Polizei vorm Portal, am Eingang zum Gerichtssaal Metalldetektoren – das Landgericht Kiel hatte sich gewappnet zum ersten Tag des Prozesses gegen die ehemalige Weltcup-Reiterin Christine W., der Tierquälerei in 15 Fällen vorgeworfen wird. Zum heutigen Prozessauftakt blieb der große Ansturm der Öffentlichkeit aus. Dafür waren viele Medienvertreter vor Ort.
Es geht in diesem Prozess um Vorkommnisse aus Norderstedt zwischen Ende Oktober 2006 bis Mai 2007 sowie Ereignisse aus dem Juni 2007, als die ehemalige Weltcupreiterin in Halstenbek auf dem Brander Hof der Familie Heyser trainierte. Und die ihr anvertrauten Pferde nach ihren Vorstellungen von Dressurausbildung arbeiten konnte. ST.GEORG hatte in der Augustausgabe 2007 über die Vorkommnisse in Norderstedt, wo ein Video aufgezeichnet wurde, berichtet.

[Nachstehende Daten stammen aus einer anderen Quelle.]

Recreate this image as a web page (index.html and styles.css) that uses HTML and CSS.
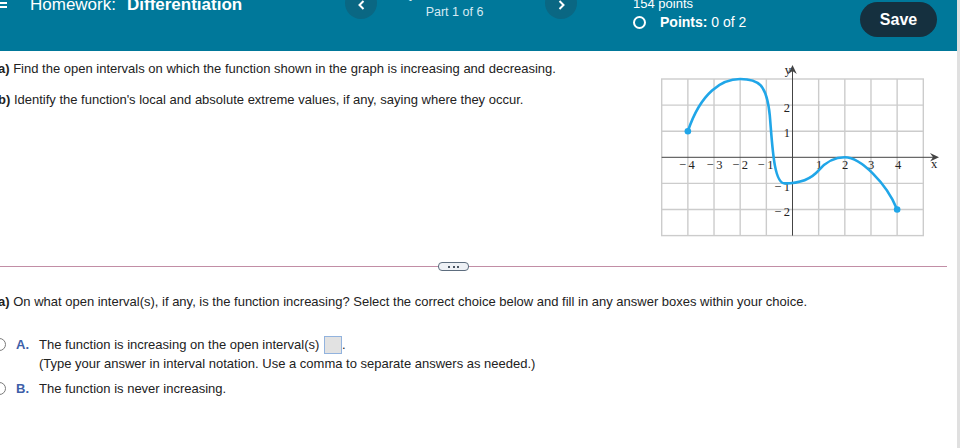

Die Verteidiger von Christine W. versuchten zunächst, die beiden Gutachter im Prozess für befangen zu erklären. Sowohl der Tiermediziner Professor Dr. Peter Stadler als auch Thies Kaspareit, Leiter der Akademie des Pferdes bei der Deutschen Reiterlichen Vereinigung (FN), könnten nicht mit Neutralität, Distanz und Unbeteiligtkeit den Sachverhalten gegenüber treten. Veterinär Stadler soll u.a. klären, inwiefern den Pferden Schmerz beigefügt wurde, Kaspareit soll einschätzen, ob die von den Zeugen geschilderten bzw. auf dem Video zu erkennenden Trainingsmethoden im Rahmen der Ausbildungsprinzipien geschehen. Die Verteidiger sprachen von einer gerichtsbekannten Vorverurteilung und vermeintlich investigativem Journalismus im Vorfeld des Verfahrens, scheiterten aber mit ihrem Antrag. In ihren Ausführungen gingen Christine W.s Verteidiger soweit, dass sie ausländische Gutachter forderten, da der Disziplinierungsarm der FN weit reiche.
Als erster Zeuge wurde ein Pferdepfleger gehört, der das Video gedreht hatte. Immer wieder wurde die Betrachtung unterbrochen, um zu klären, ob es sich um ein manipuliertes Video handelt, wie es die Verteidigung nachzuweisen versuchte. Die Frage, die im Raum stand: Lassen die kurzen Unterbrechungen, die das Video aufweist, den Schluss zu, dass hier Filmmaterial aus verschiedenen Tagen zusammengefügt wurde? Zuvor hatten die Anwälte von Christine W. vergebens versucht, das Zeigen des Videos zu verhindern, weil sie es als Eingriff in die Privatsphäre ihrer Mandantin verstanden wissen wollten. Auch diesem Antrag wurde nicht stattgegeben. Zur Sprache kamen in der Befragung auch die verschiedenen Personen, die auf dem knapp einstündigen Videoband zu sehen sind. Menschen, die Pferde am Viereck vorbeiführen, während dort das Pferd Wolke die Fuchsstute, die auch auf den Videoaufnahmen aus Dänemark von September 2008 zu sehen ist eine Trainingseinheit mit extrem ausgebundenem Hals, Gertenschlägen auf Kopf, Hals und Körper, Sporenstichen und ruckartigem Reißen am Zügel über sich ergehen lassen muss. Meike hat das geschluckt, weil sie froh war, n Job zu haben, erläuterte der Zeuge, warum eine zu der Zeit bei Christine W. angestellte Pferdepflegerin dem Treiben zusah.
Die zweite Zeugin, die während der Videoaufnahmen ebenfalls zu gegen war, beschrieb das, was sie immer wieder im Stall Immenhorst sehen musste, wenn Christine W. ritt: Schläge mit der Gerte, Striemen, Rädchensporen, die immer wieder mit größtmöglicher Wucht in die Flanken des Pferdes gestoßen wurden, extrem eng ausgebundenes Longieren auf einem Radius von vier bis sechs Metern, Pferde die in ihrer ausweglosen Situation rückwärts liefen und Löcher in die Bande schlugen.
Fortgesetzt wird der Prozess am kommenden Donnerstag, insgesamt sind sieben Verhandlungstage angesetzt.